== TASK MATERIAL

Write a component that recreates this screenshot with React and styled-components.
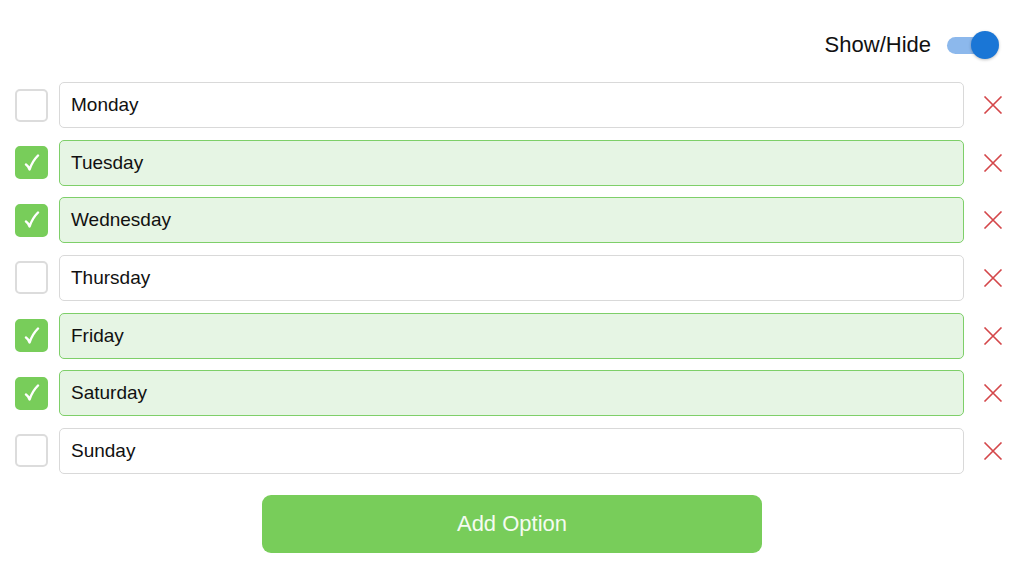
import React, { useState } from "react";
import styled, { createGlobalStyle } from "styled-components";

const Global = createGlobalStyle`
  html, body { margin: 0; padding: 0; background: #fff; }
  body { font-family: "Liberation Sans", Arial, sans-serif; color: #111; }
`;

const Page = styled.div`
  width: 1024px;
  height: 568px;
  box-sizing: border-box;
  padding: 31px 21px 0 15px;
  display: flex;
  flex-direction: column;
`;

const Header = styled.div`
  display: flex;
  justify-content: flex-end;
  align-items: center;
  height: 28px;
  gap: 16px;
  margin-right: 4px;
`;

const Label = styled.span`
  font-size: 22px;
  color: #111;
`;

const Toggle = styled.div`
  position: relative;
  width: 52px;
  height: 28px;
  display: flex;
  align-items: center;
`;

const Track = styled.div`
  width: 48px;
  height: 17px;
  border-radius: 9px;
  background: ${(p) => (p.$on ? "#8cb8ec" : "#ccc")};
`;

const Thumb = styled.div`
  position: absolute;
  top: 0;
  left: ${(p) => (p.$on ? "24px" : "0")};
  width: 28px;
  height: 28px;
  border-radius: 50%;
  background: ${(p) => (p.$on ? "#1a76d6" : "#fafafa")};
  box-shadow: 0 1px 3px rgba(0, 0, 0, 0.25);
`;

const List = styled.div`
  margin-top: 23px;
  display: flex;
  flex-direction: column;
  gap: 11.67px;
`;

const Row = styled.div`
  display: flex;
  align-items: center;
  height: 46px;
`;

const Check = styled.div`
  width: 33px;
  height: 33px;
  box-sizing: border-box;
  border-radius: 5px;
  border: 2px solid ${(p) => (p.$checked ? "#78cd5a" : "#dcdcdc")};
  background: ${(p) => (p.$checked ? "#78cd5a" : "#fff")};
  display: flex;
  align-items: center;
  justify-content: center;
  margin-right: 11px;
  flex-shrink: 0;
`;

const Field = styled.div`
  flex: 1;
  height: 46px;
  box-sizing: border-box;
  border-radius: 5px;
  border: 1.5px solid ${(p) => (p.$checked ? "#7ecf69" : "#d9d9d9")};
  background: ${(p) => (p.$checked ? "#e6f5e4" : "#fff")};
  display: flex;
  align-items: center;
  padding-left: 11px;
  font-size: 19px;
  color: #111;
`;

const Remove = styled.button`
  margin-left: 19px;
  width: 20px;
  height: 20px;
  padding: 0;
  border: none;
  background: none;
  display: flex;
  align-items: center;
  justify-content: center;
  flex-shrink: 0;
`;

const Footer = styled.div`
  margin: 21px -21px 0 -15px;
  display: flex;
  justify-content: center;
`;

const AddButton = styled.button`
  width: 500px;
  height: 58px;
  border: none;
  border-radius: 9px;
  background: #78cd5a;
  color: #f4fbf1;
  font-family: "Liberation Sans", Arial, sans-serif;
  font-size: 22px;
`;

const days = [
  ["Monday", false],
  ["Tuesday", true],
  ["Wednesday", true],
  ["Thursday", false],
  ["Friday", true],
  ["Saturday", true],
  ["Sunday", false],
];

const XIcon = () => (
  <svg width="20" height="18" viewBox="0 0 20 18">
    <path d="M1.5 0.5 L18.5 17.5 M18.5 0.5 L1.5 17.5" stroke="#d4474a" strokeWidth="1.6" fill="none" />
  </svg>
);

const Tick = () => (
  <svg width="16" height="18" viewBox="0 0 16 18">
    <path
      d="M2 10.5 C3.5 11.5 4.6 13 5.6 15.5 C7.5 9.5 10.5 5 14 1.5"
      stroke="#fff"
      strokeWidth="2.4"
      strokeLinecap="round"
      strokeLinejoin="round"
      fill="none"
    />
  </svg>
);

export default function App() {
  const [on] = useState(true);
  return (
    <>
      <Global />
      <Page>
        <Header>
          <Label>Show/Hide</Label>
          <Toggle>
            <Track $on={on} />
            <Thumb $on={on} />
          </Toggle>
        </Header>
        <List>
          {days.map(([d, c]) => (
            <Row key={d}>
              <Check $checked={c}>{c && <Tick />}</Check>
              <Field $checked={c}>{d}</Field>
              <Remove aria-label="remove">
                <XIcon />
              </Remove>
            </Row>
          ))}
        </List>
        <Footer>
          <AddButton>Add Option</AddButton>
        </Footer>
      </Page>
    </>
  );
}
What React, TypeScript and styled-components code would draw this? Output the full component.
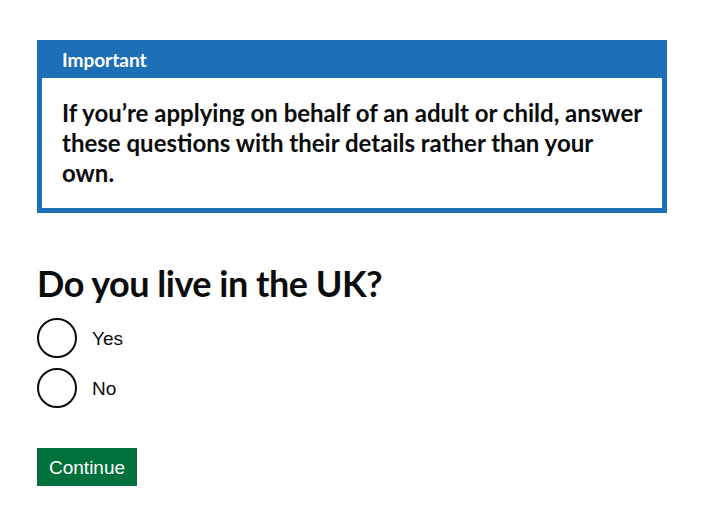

====

# OBJECTIVE
Transcribe the full listing above exactly, with the images removed.

# EXERCISE OUTPUT
Write a component that recreates this screenshot with React and styled-components.
import React, { useState } from "react";
import styled, { createGlobalStyle } from "styled-components";

const Global = createGlobalStyle`
  html, body { margin: 0; padding: 0; background: #fff; }
  body { font-family: "Liberation Sans", Arial, sans-serif; color: #111; }
`;

const Page = styled.div`
  width: 1024px;
  height: 568px;
  box-sizing: border-box;
  padding: 31px 21px 0 15px;
  display: flex;
  flex-direction: column;
`;

const Header = styled.div`
  display: flex;
  justify-content: flex-end;
  align-items: center;
  height: 28px;
  gap: 16px;
  margin-right: 4px;
`;

const Label = styled.span`
  font-size: 22px;
  color: #111;
`;

const Toggle = styled.div`
  position: relative;
  width: 52px;
  height: 28px;
  display: flex;
  align-items: center;
`;

const Track = styled.div`
  width: 48px;
  height: 17px;
  border-radius: 9px;
  background: ${(p) => (p.$on ? "#8cb8ec" : "#ccc")};
`;

const Thumb = styled.div`
  position: absolute;
  top: 0;
  left: ${(p) => (p.$on ? "24px" : "0")};
  width: 28px;
  height: 28px;
  border-radius: 50%;
  background: ${(p) => (p.$on ? "#1a76d6" : "#fafafa")};
  box-shadow: 0 1px 3px rgba(0, 0, 0, 0.25);
`;

const List = styled.div`
  margin-top: 23px;
  display: flex;
  flex-direction: column;
  gap: 11.67px;
`;

const Row = styled.div`
  display: flex;
  align-items: center;
  height: 46px;
`;

const Check = styled.div`
  width: 33px;
  height: 33px;
  box-sizing: border-box;
  border-radius: 5px;
  border: 2px solid ${(p) => (p.$checked ? "#78cd5a" : "#dcdcdc")};
  background: ${(p) => (p.$checked ? "#78cd5a" : "#fff")};
  display: flex;
  align-items: center;
  justify-content: center;
  margin-right: 11px;
  flex-shrink: 0;
`;

const Field = styled.div`
  flex: 1;
  height: 46px;
  box-sizing: border-box;
  border-radius: 5px;
  border: 1.5px solid ${(p) => (p.$checked ? "#7ecf69" : "#d9d9d9")};
  background: ${(p) => (p.$checked ? "#e6f5e4" : "#fff")};
  display: flex;
  align-items: center;
  padding-left: 11px;
  font-size: 19px;
  color: #111;
`;

const Remove = styled.button`
  margin-left: 19px;
  width: 20px;
  height: 20px;
  padding: 0;
  border: none;
  background: none;
  display: flex;
  align-items: center;
  justify-content: center;
  flex-shrink: 0;
`;

const Footer = styled.div`
  margin: 21px -21px 0 -15px;
  display: flex;
  justify-content: center;
`;

const AddButton = styled.button`
  width: 500px;
  height: 58px;
  border: none;
  border-radius: 9px;
  background: #78cd5a;
  color: #f4fbf1;
  font-family: "Liberation Sans", Arial, sans-serif;
  font-size: 22px;
`;

const days = [
  ["Monday", false],
  ["Tuesday", true],
  ["Wednesday", true],
  ["Thursday", false],
  ["Friday", true],
  ["Saturday", true],
  ["Sunday", false],
];

const XIcon = () => (
  <svg width="20" height="18" viewBox="0 0 20 18">
    <path d="M1.5 0.5 L18.5 17.5 M18.5 0.5 L1.5 17.5" stroke="#d4474a" strokeWidth="1.6" fill="none" />
  </svg>
);

const Tick = () => (
  <svg width="16" height="18" viewBox="0 0 16 18">
    <path
      d="M2 10.5 C3.5 11.5 4.6 13 5.6 15.5 C7.5 9.5 10.5 5 14 1.5"
      stroke="#fff"
      strokeWidth="2.4"
      strokeLinecap="round"
      strokeLinejoin="round"
      fill="none"
    />
  </svg>
);

export default function App() {
  const [on] = useState(true);
  return (
    <>
      <Global />
      <Page>
        <Header>
          <Label>Show/Hide</Label>
          <Toggle>
            <Track $on={on} />
            <Thumb $on={on} />
          </Toggle>
        </Header>
        <List>
          {days.map(([d, c]) => (
            <Row key={d}>
              <Check $checked={c}>{c && <Tick />}</Check>
              <Field $checked={c}>{d}</Field>
              <Remove aria-label="remove">
                <XIcon />
              </Remove>
            </Row>
          ))}
        </List>
        <Footer>
          <AddButton>Add Option</AddButton>
        </Footer>
      </Page>
    </>
  );
}
What React, TypeScript and styled-components code would draw this? Output the full component.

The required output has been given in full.